Pepik, B., Stark, M., Gehler, P., & Schiele, B. (2012). Teaching 3D Geometry to Deformable Part Models. In 2012 IEEE Conference on Computer Vision and Pattern Recognition (pp. 3362-3369). Piscataway, NJ: IEEE. doi:10.1109/CVPR.2012.6248075.


Cite as: http://hdl.handle.net/11858/00-001M-0000-000E-F5AF-1
Abstract
Current object class recognition systems typically target 2D bounding box localization, encouraged by benchmark data sets, such as Pascal VOC. While this seems suitable for the detection of individual objects, higher-level applications such as 3D scene understanding or 3D object tracking would benefit from more fine-grained object hypotheses incorporating 3D geometric information, such as viewpoints or the locations of individual parts.

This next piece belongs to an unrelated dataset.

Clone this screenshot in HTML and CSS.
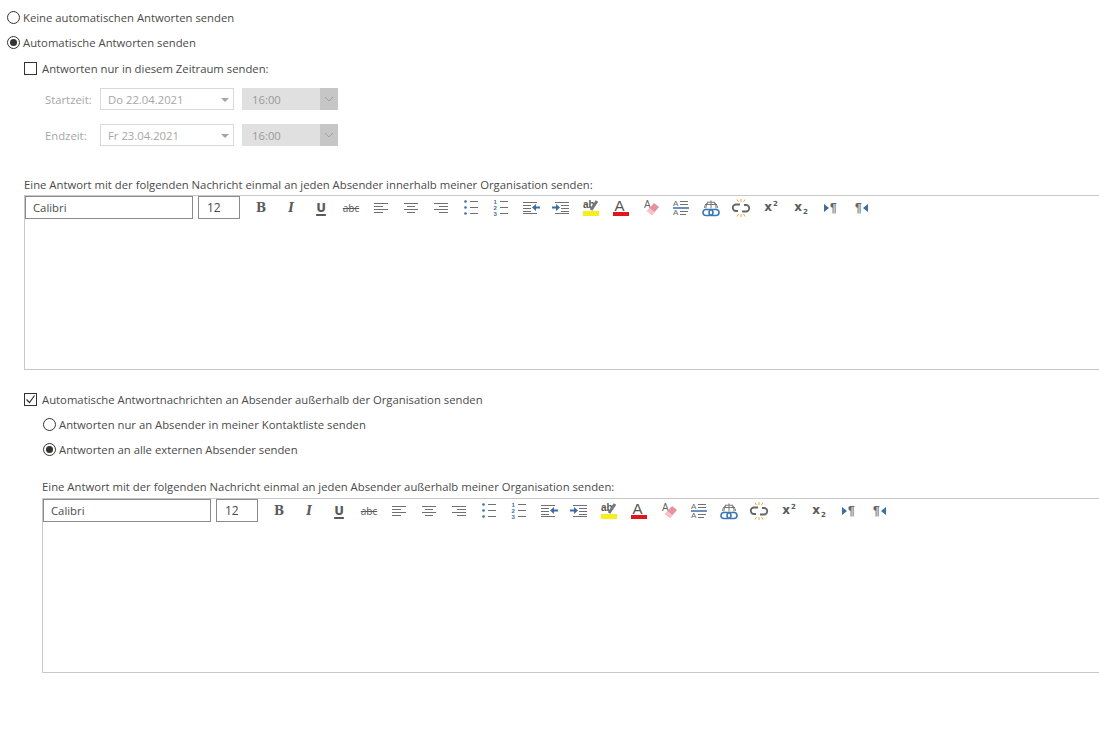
FILE: index.html
```html
<!DOCTYPE html>
<html lang="de">
<head>
<meta charset="UTF-8">
<meta name="viewport" content="width=device-width, initial-scale=1.0">
<title>Automatische Antworten</title>
<link rel="stylesheet" href="styles.css">
</head>
<body>
  <svg class="defs" width="0" height="0">
    <symbol id="i-left" viewBox="0 0 20 20"><path class="ln" d="M3 5.500h14M3 8.500h9M3 11.500h14M3 14.500h9"/></symbol>
    <symbol id="i-center" viewBox="0 0 20 20"><path class="ln" d="M3 5.500h14M6 8.500h8M3 11.500h14M6 14.500h8"/></symbol>
    <symbol id="i-right" viewBox="0 0 20 20"><path class="ln" d="M3 5.500h14M8 8.500h9M3 11.500h14M8 14.500h9"/></symbol>
    <symbol id="i-bullets" viewBox="0 0 20 20">
      <circle class="blue" cx="4.500" cy="3.500" r="1.300"/><circle class="blue" cx="4.500" cy="9.500" r="1.300"/><circle class="blue" cx="4.500" cy="15.500" r="1.300"/>
      <path class="ln" d="M9 3.500h8M9 9.500h8M9 15.500h8"/>
    </symbol>
    <symbol id="i-outdent" viewBox="0 0 20 20">
      <path class="ln" d="M2 4.500h14M2 7.500h8M2 10.500h8M2 13.500h8M2 15.500h14"/>
      <path class="blue" d="M11 9.500l4-3.500v2.500h4v2h-4v2.500z"/>
    </symbol>
    <symbol id="i-indent" viewBox="0 0 20 20">
      <path class="ln" d="M4 4.500h14M10 7.500h8M10 10.500h8M10 13.500h8M4 15.500h14"/>
      <path class="blue" d="M9 9.500l-4-3.500v2.500h-4v2h4v2.500z"/>
    </symbol>
    <symbol id="i-link" viewBox="0 0 20 20">
      <path d="M3.500 10a6 5.500 0 0 1 13 0M10 2.500v8M7 3.500c-1.500 2-2 4-2 7M13 3.500c1.500 2 2 4 2 7M4 6.500h12" fill="none" stroke="#777"/>
      <rect x="2" y="11.500" width="10" height="6" rx="3" fill="#fff" stroke="#3a78b5" stroke-width="1.600"/>
      <rect x="8" y="11.500" width="10" height="6" rx="3" fill="none" stroke="#3a78b5" stroke-width="1.600"/>
    </symbol>
    <symbol id="i-unlink" viewBox="0 0 20 20">
      <path d="M9 6.500h-4a3.200 3.200 0 0 0 0 6.500h2M11 13.500h4a3.200 3.200 0 0 0 0-6.500h-2" fill="none" stroke="#666" stroke-width="1.800"/>
      <path d="M6 1.500l1.500 2.500M10 1v3M14 1.500l-1.500 2.500M6 18.500l1.500-2.500M10 19v-3M14 18.500l-1.500-2.500" stroke="#e8a33c"/>
    </symbol>
  </svg>

  <div class="page">
    <label class="option first"><span class="radio"></span>Keine automatischen Antworten senden</label>
    <label class="option"><span class="radio on"></span>Automatische Antworten senden</label>

    <div class="inner">
      <label class="check-row"><span class="checkbox"></span>Antworten nur in diesem Zeitraum senden:</label>

      <div class="time-row">
        <span class="time-label">Startzeit:</span>
        <div class="date-field">Do 22.04.2021<span class="caret"></span></div>
        <div class="hour-field">16:00<span class="hour-btn"><svg width="10" height="6" viewBox="0 0 10 6"><path d="M1 1l4 4 4-4" fill="none" stroke="#a0a0a0"/></svg></span></div>
      </div>
      <div class="time-row">
        <span class="time-label">Endzeit:</span>
        <div class="date-field">Fr 23.04.2021<span class="caret"></span></div>
        <div class="hour-field">16:00<span class="hour-btn"><svg width="10" height="6" viewBox="0 0 10 6"><path d="M1 1l4 4 4-4" fill="none" stroke="#a0a0a0"/></svg></span></div>
      </div>

      <p class="msg-label">Eine Antwort mit der folgenden Nachricht einmal an jeden Absender innerhalb meiner Organisation senden:</p>
      <div class="editor">
        <div class="toolbar">
          <div class="font-name">Calibri</div>
          <div class="font-size">12</div>
          <div class="tools">
            <span class="tool t-b">B</span>
            <span class="tool t-i">I</span>
            <span class="tool t-u">U</span>
            <span class="tool t-s">abc</span>
            <span class="tool"><svg><use href="#i-left"/></svg></span>
            <span class="tool"><svg><use href="#i-center"/></svg></span>
            <span class="tool"><svg><use href="#i-right"/></svg></span>
            <span class="tool"><svg><use href="#i-bullets"/></svg></span>
            <span class="tool"><svg viewBox="0 0 20 20"><text class="num" x="2.500" y="6">1</text><text class="num" x="2.500" y="12">2</text><text class="num" x="2.500" y="18">3</text><path class="ln" d="M9 3.500h8M9 9.500h8M9 15.500h8"/></svg></span>
            <span class="tool"><svg><use href="#i-outdent"/></svg></span>
            <span class="tool"><svg><use href="#i-indent"/></svg></span>
            <span class="tool"><svg viewBox="0 0 20 20"><text class="ab" x="2" y="10">ab</text><path class="pen" d="M10 12l6-9"/><rect x="2" y="13" width="16" height="5" fill="#f7ee1f"/></svg></span>
            <span class="tool"><svg viewBox="0 0 20 20"><text class="big-a" x="3.500" y="13">A</text><rect x="2" y="14" width="16" height="4" fill="#e0161c"/></svg></span>
            <span class="tool"><svg viewBox="0 0 20 20"><text class="small-a" x="3" y="10">A</text><path d="M6 13l7-8 5 4-7 8z" fill="#e8919c"/><path d="M6 13l2.500-3 5 4-2.500 3z" fill="#f5c4cb"/></svg></span>
            <span class="tool"><svg viewBox="0 0 20 20"><text class="tiny-a" x="2" y="8">A</text><text class="tiny-a" x="2" y="17">A</text><path class="ln" d="M9 3.500h8M9 6.500h8M9 13.500h8M9 16.500h6"/><path d="M2 10h16" stroke="#3a6ea5" stroke-width="1.500"/></svg></span>
            <span class="tool"><svg><use href="#i-link"/></svg></span>
            <span class="tool"><svg><use href="#i-unlink"/></svg></span>
            <span class="tool t-x">x<sup>2</sup></span>
            <span class="tool t-x">x<sub>2</sub></span>
            <span class="tool"><svg viewBox="0 0 20 20"><path class="blue" d="M3 6l5 4-5 4z"/><text class="pil" x="9" y="14">¶</text></svg></span>
            <span class="tool"><svg viewBox="0 0 20 20"><text class="pil" x="4" y="14">¶</text><path class="blue" d="M17 6l-5 4 5 4z"/></svg></span>
          </div>
        </div>
      </div>

      <label class="check-row external"><span class="checkbox"><svg width="11" height="11" viewBox="0 0 11 11"><path d="M1.500 5.500l3 3 5-7" fill="none" stroke="#333" stroke-width="1.200"/></svg></span>Automatische Antwortnachrichten an Absender außerhalb der Organisation senden</label>

      <div class="external-block">
        <label class="option"><span class="radio"></span>Antworten nur an Absender in meiner Kontaktliste senden</label>
        <label class="option"><span class="radio on"></span>Antworten an alle externen Absender senden</label>

        <p class="msg-label ext">Eine Antwort mit der folgenden Nachricht einmal an jeden Absender außerhalb meiner Organisation senden:</p>
        <div class="editor">
          <div class="toolbar">
            <div class="font-name">Calibri</div>
            <div class="font-size">12</div>
            <div class="tools">
              <span class="tool t-b">B</span>
              <span class="tool t-i">I</span>
              <span class="tool t-u">U</span>
              <span class="tool t-s">abc</span>
              <span class="tool"><svg><use href="#i-left"/></svg></span>
              <span class="tool"><svg><use href="#i-center"/></svg></span>
              <span class="tool"><svg><use href="#i-right"/></svg></span>
              <span class="tool"><svg><use href="#i-bullets"/></svg></span>
              <span class="tool"><svg viewBox="0 0 20 20"><text class="num" x="2.500" y="6">1</text><text class="num" x="2.500" y="12">2</text><text class="num" x="2.500" y="18">3</text><path class="ln" d="M9 3.500h8M9 9.500h8M9 15.500h8"/></svg></span>
              <span class="tool"><svg><use href="#i-outdent"/></svg></span>
              <span class="tool"><svg><use href="#i-indent"/></svg></span>
              <span class="tool"><svg viewBox="0 0 20 20"><text class="ab" x="2" y="10">ab</text><path class="pen" d="M10 12l6-9"/><rect x="2" y="13" width="16" height="5" fill="#f7ee1f"/></svg></span>
              <span class="tool"><svg viewBox="0 0 20 20"><text class="big-a" x="3.500" y="13">A</text><rect x="2" y="14" width="16" height="4" fill="#e0161c"/></svg></span>
              <span class="tool"><svg viewBox="0 0 20 20"><text class="small-a" x="3" y="10">A</text><path d="M6 13l7-8 5 4-7 8z" fill="#e8919c"/><path d="M6 13l2.500-3 5 4-2.500 3z" fill="#f5c4cb"/></svg></span>
              <span class="tool"><svg viewBox="0 0 20 20"><text class="tiny-a" x="2" y="8">A</text><text class="tiny-a" x="2" y="17">A</text><path class="ln" d="M9 3.500h8M9 6.500h8M9 13.500h8M9 16.500h6"/><path d="M2 10h16" stroke="#3a6ea5" stroke-width="1.500"/></svg></span>
              <span class="tool"><svg><use href="#i-link"/></svg></span>
              <span class="tool"><svg><use href="#i-unlink"/></svg></span>
              <span class="tool t-x">x<sup>2</sup></span>
              <span class="tool t-x">x<sub>2</sub></span>
              <span class="tool"><svg viewBox="0 0 20 20"><path class="blue" d="M3 6l5 4-5 4z"/><text class="pil" x="9" y="14">¶</text></svg></span>
              <span class="tool"><svg viewBox="0 0 20 20"><text class="pil" x="4" y="14">¶</text><path class="blue" d="M17 6l-5 4 5 4z"/></svg></span>
            </div>
          </div>
        </div>
      </div>
    </div>
  </div>
</body>
</html>
```

FILE: styles.css
```css
html,
body {
  margin: 0;
  padding: 0;
  background-color: #fff;
  overflow: hidden;
}

body {
  font-family: "Open Sans", "Noto Sans", sans-serif;
  font-size: 11.3px;
  color: #4a4a4a;
  height: 751px;
}

.defs {
  position: absolute;
}

.page {
  padding: 5px 0 0 7px;
}

.option {
  display: flex;
  align-items: center;
  height: 25px;
  gap: 3px;
}

.radio {
  box-sizing: border-box;
  width: 13px;
  height: 13px;
  border: 1px solid #333;
  border-radius: 50%;
  flex: none;
  display: flex;
  align-items: center;
  justify-content: center;
}

.radio.on::after {
  content: "";
  width: 7px;
  height: 7px;
  border-radius: 50%;
  background-color: #333;
}

.inner {
  padding-left: 17px;
}

.check-row {
  display: flex;
  align-items: center;
  height: 26px;
  gap: 5px;
}

.checkbox {
  box-sizing: border-box;
  width: 13px;
  height: 13px;
  border: 1px solid #333;
  flex: none;
  display: flex;
  align-items: center;
  justify-content: center;
}

.time-row {
  display: flex;
  align-items: center;
  height: 22px;
  margin-bottom: 14px;
  color: #a6a6a6;
}

.check-row + .time-row {
  margin-top: 7px;
}

.time-label {
  width: 76px;
  padding-left: 21px;
  box-sizing: border-box;
}

.date-field {
  box-sizing: border-box;
  width: 134px;
  height: 22px;
  border: 1px solid #d9d9d9;
  padding-left: 7px;
  display: flex;
  align-items: center;
  justify-content: space-between;
}

.caret {
  width: 0;
  height: 0;
  border-left: 4px solid transparent;
  border-right: 4px solid transparent;
  border-top: 4px solid #a6a6a6;
  margin-right: 4px;
  margin-top: 2px;
}

.hour-field {
  box-sizing: border-box;
  width: 96px;
  height: 22px;
  margin-left: 8px;
  padding-left: 10px;
  background-color: #e0e0e0;
  color: #999;
  display: flex;
  align-items: center;
  justify-content: space-between;
}

.hour-btn {
  width: 18px;
  height: 22px;
  background-color: #c6c6c6;
  display: flex;
  align-items: center;
  justify-content: center;
}

.msg-label {
  margin: 30px 0 0;
  height: 19px;
  line-height: 17px;
}

.msg-label.ext {
  margin-top: 17px;
  height: 19px;
  line-height: 16px;
}

.editor {
  box-sizing: border-box;
  height: 175px;
  border: 1px solid #c8c8c8;
  border-right: none;
}

.toolbar {
  display: flex;
  align-items: center;
  height: 23px;
}

.font-name {
  box-sizing: border-box;
  width: 168px;
  height: 23px;
  border: 1px solid #8a8a8a;
  padding-left: 7px;
  line-height: 22px;
}

.font-size {
  box-sizing: border-box;
  width: 42px;
  height: 23px;
  border: 1px solid #8a8a8a;
  margin-left: 5px;
  padding-left: 8px;
  line-height: 22px;
  font-size: 12px;
}

.tools {
  display: flex;
  margin-left: 6px;
}

.tool {
  width: 30px;
  height: 21px;
  display: flex;
  align-items: center;
  justify-content: center;
  color: #5a5a5a;
}

.tool svg {
  width: 20px;
  height: 20px;
}

.t-b,
.t-i,
.t-u {
  font-family: "DejaVu Serif", serif;
  font-size: 12px;
  font-weight: bold;
}

.t-i {
  font-style: italic;
}

.t-u {
  font-family: "DejaVu Sans", sans-serif;
  text-decoration: underline;
  text-underline-offset: 2px;
  text-decoration-thickness: 2px;
}

.t-s {
  font-size: 10px;
  text-decoration: line-through;
}

.t-x {
  display: block;
  line-height: 21px;
  text-align: center;
  font-family: "DejaVu Sans", sans-serif;
  font-size: 12px;
  font-weight: bold;
}

.t-x sup,
.t-x sub {
  font-size: 7px;
  line-height: 0;
  margin-left: 1px;
}

.external {
  margin-top: 16px;
}

.external-block {
  padding-left: 18px;
}

.external-block .option {
  margin-left: 1px;
}

.ln {
  fill: none;
  stroke: #707070;
  stroke-width: 1;
}

.blue {
  fill: #3a6ea5;
}

.num {
  font: bold 6px "Liberation Sans", sans-serif;
  fill: #3a6ea5;
}

.ab {
  font: bold 10px "Liberation Sans", sans-serif;
  fill: #555;
}

.pen {
  stroke: #777;
  stroke-width: 3;
  fill: none;
}

.big-a {
  font: 15px "Liberation Sans", sans-serif;
  fill: #555;
}

.small-a {
  font: 10px "Liberation Sans", sans-serif;
  fill: #666;
}

.tiny-a {
  font: 8px "Liberation Sans", sans-serif;
  fill: #666;
}

.pil {
  font: bold 12px "Liberation Sans", sans-serif;
  fill: #666;
}
```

In this paper, we help narrowing the representational gap between the ideal input of a scene understanding system and object class detector output, by designing a detector particularly tailored towards 3D geometric reasoning. In particular, we extend the successful discriminatively trained deformable part models to include both estimates of viewpoint and 3D parts that are consistent across viewpoints. We experimentally verify that adding 3D geometric information comes at minimal performance loss w.r.t. 2D bounding box localization, but outperforms prior work in 3D viewpoint estimation and ultra-wide baseline matching.